My purpose in writing is different. I don’t write in favor of or against any particular bill. I don’t write as a Democrat or Republican, as a liberal or conservative or as a Trump supporter or derider. I write as a lover of democracy and a believer in the power of love to change hearts to request that you do the right thing by fellow North Carolinians made voiceless and powerless by circumstances beyond their control.
I write to urge you, that when considering policy and laws, you remember the plight of those who because of adverse cultural and economic forces or poor decisions find it difficult to be heard or seen and need you desperately to speak and act on their behalf.
For those of you who believe in the Christian or Jewish God, I appeal to your commitment to follow and obey that God — the God who reserves a special place in his/her heart for those in greatest need. The God of scripture calls upon those who profess to heed God’s commandments, especially those who hold the reins of government power, to help “the fatherless” (Psalm 10:14); to treat the stranger as you would a local (Leviticus 19:34); and when considering their welfare, that you not be “hard-hearted or tightfisted … (for) God listens carefully to these people.” (Deuteronomy 15:7).
We all fall short when it comes to being faithful to the dictates of our faith traditions. Nevertheless, if we are only listening to the cries of the poor and needy and not also responding to them in ways that make their lives more abundant, we have not only failed them, but we have failed ourselves and our God as well.
I’m not asking that you miraculously fix every state problem or magically remove the racial, social and partisan walls that divide us. I’m just asking that you do right by those of your constituency who need your help the most. A small thing that would mean gigantic benefits to needy children and adults of the state we all serve and love.
In the 1st century, an itinerate Jewish Rabbi by the name of Jesus stood on Mount Olivet outside the walls of Jerusalem and pleaded with the people of his faith and time to do the right thing for the “least of these, my brethren.” By “least” he meant the neediest of his society, who continue to be so today — the hungry, the naked, the homeless, the ostracized, the unloved and the abandoned.

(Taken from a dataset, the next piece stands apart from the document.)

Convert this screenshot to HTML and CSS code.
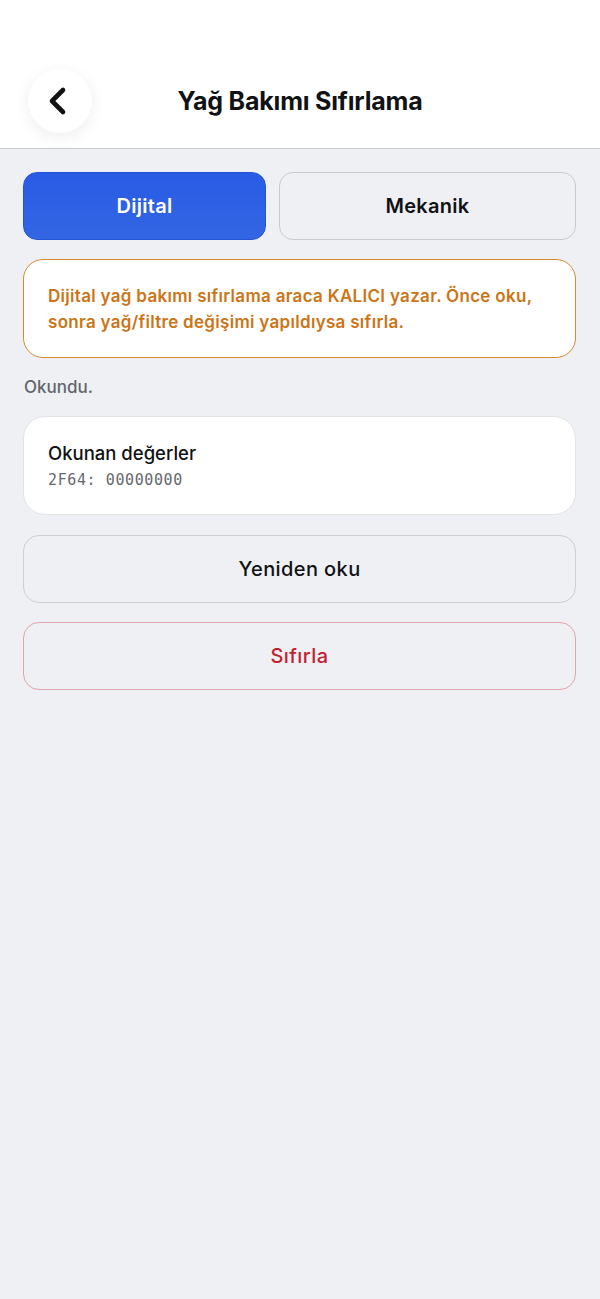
FILE: index.html
```html
<!DOCTYPE html>
<html lang="tr">
<head>
  <meta charset="UTF-8">
  <title>Yağ Bakımı Sıfırlama</title>
  <link rel="stylesheet" href="styles.css">
</head>
<body>
  <header class="top-bar">
    <button class="back-btn" aria-label="Geri">
      <svg width="24" height="30" viewBox="0 0 24 30">
        <path d="M17 4 L6 15 L17 26" fill="none" stroke="#111" stroke-width="4.6" stroke-linecap="round" stroke-linejoin="round"/>
      </svg>
    </button>
    <h1>Yağ Bakımı Sıfırlama</h1>
    <span></span>
  </header>

  <main class="container">
    <div class="tabs">
      <button class="tab active">Dijital</button>
      <button class="tab">Mekanik</button>
    </div>

    <div class="warning">
      Dijital yağ bakımı sıfırlama araca KALICI yazar. Önce oku,<br>
      sonra yağ/filtre değişimi yapıldıysa sıfırla.
    </div>

    <div class="status">Okundu.</div>

    <div class="card">
      <div class="card-title">Okunan değerler</div>
      <div class="card-value">2F64: 00000000</div>
    </div>

    <button class="action">Yeniden oku</button>
    <button class="action danger">Sıfırla</button>
  </main>
</body>
</html>
```

FILE: styles.css
```css
:root {
  --bg: #eff0f4;
  --text: #111214;
  --primary: #2b5ee6;
  --warn: #cc7416;
  --danger: #c42130;
}

body {
  font-family: 'Inter', 'Noto Sans', sans-serif;
  background: var(--bg);
  color: var(--text);
  margin: 0;
  padding: 0;
  min-height: 100vh;
}

button {
  font-family: inherit;
  cursor: pointer;
}

.top-bar {
  background: white;
  border-bottom: 1px solid #c9cacd;
  display: grid;
  grid-template-columns: 64px 1fr 64px;
  align-items: center;
  padding: 69px 28px 15px;
}

.back-btn {
  width: 64px;
  height: 64px;
  border-radius: 50%;
  border: none;
  background: white;
  box-shadow: 0 4px 16px rgba(0, 0, 0, 0.07);
  display: flex;
  align-items: center;
  justify-content: center;
  padding: 0 4px 0 0;
}

.top-bar h1 {
  margin: 0;
  text-align: center;
  font-size: 25px;
  font-weight: 700;
  letter-spacing: -0.2px;
}

.container {
  display: flex;
  flex-direction: column;
  padding: 23px 24px 0 23px;
}

.tabs {
  display: grid;
  grid-template-columns: 243fr 297fr;
  gap: 13px;
}

.tab {
  height: 68px;
  border-radius: 14px;
  border: 1.5px solid #c8cad0;
  background: var(--bg);
  color: var(--text);
  font-size: 20px;
  font-weight: 600;
  letter-spacing: 0.3px;
}

.tab.active {
  background: linear-gradient(180deg, #2a5be6, #3266e3);
  border-color: #2453d6;
  color: white;
}

.warning {
  margin-top: 19px;
  background: white;
  border: 1.5px solid #d68a2e;
  border-radius: 20px;
  padding: 23px 16px 22px 24px;
  color: var(--warn);
  font-size: 17px;
  font-weight: 600;
  line-height: 26px;
  letter-spacing: 0.3px;
  white-space: nowrap;
}

.status {
  margin-top: 18px;
  line-height: 22px;
  font-size: 17px;
  font-weight: 500;
  color: #63666c;
  padding-left: 1px;
}

.card {
  margin-top: 18px;
  background: white;
  border: 1px solid #e2e3e7;
  border-radius: 22px;
  height: 99px;
  box-sizing: border-box;
  padding: 24px 24px 0;
}

.card-title {
  font-size: 18.5px;
  font-weight: 500;
  line-height: 24px;
}

.card-value {
  margin-top: 5px;
  font-family: 'DejaVu Sans Mono', 'Liberation Mono', monospace;
  font-size: 15px;
  letter-spacing: 0.6px;
  color: #66686d;
  line-height: 20px;
}

.action {
  margin-top: 20px;
  height: 68px;
  border-radius: 16px;
  border: 1.5px solid #cdced3;
  background: var(--bg);
  color: var(--text);
  font-size: 20px;
  font-weight: 500;
  letter-spacing: 0.4px;
}

.action.danger {
  margin-top: 19px;
  border-color: #e3a5aa;
  color: var(--danger);
}
```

When asked to describe the essence of the Christian message, Mother Teresa would often hold up a child’s hand and recite Jesus’ words in Matthew 25:40: “Whatever you did for the least of these brothers and sisters of mine, you did for me.” She would then jiggle the child’s fingers one by one and repeat: “You. Did. It. To. Me.”
As Representatives and Senators of North Carolina, you have the means to ease the burdens of Jesus by easing the burdens of the poor and needy. Help them know that they continue to be valuable members of our great commonwealth. In the name of God and all that is holy, do the right thing by them.
Polk Culpepper is a retired Episcopal priest, former lawyer and a resident of Washington.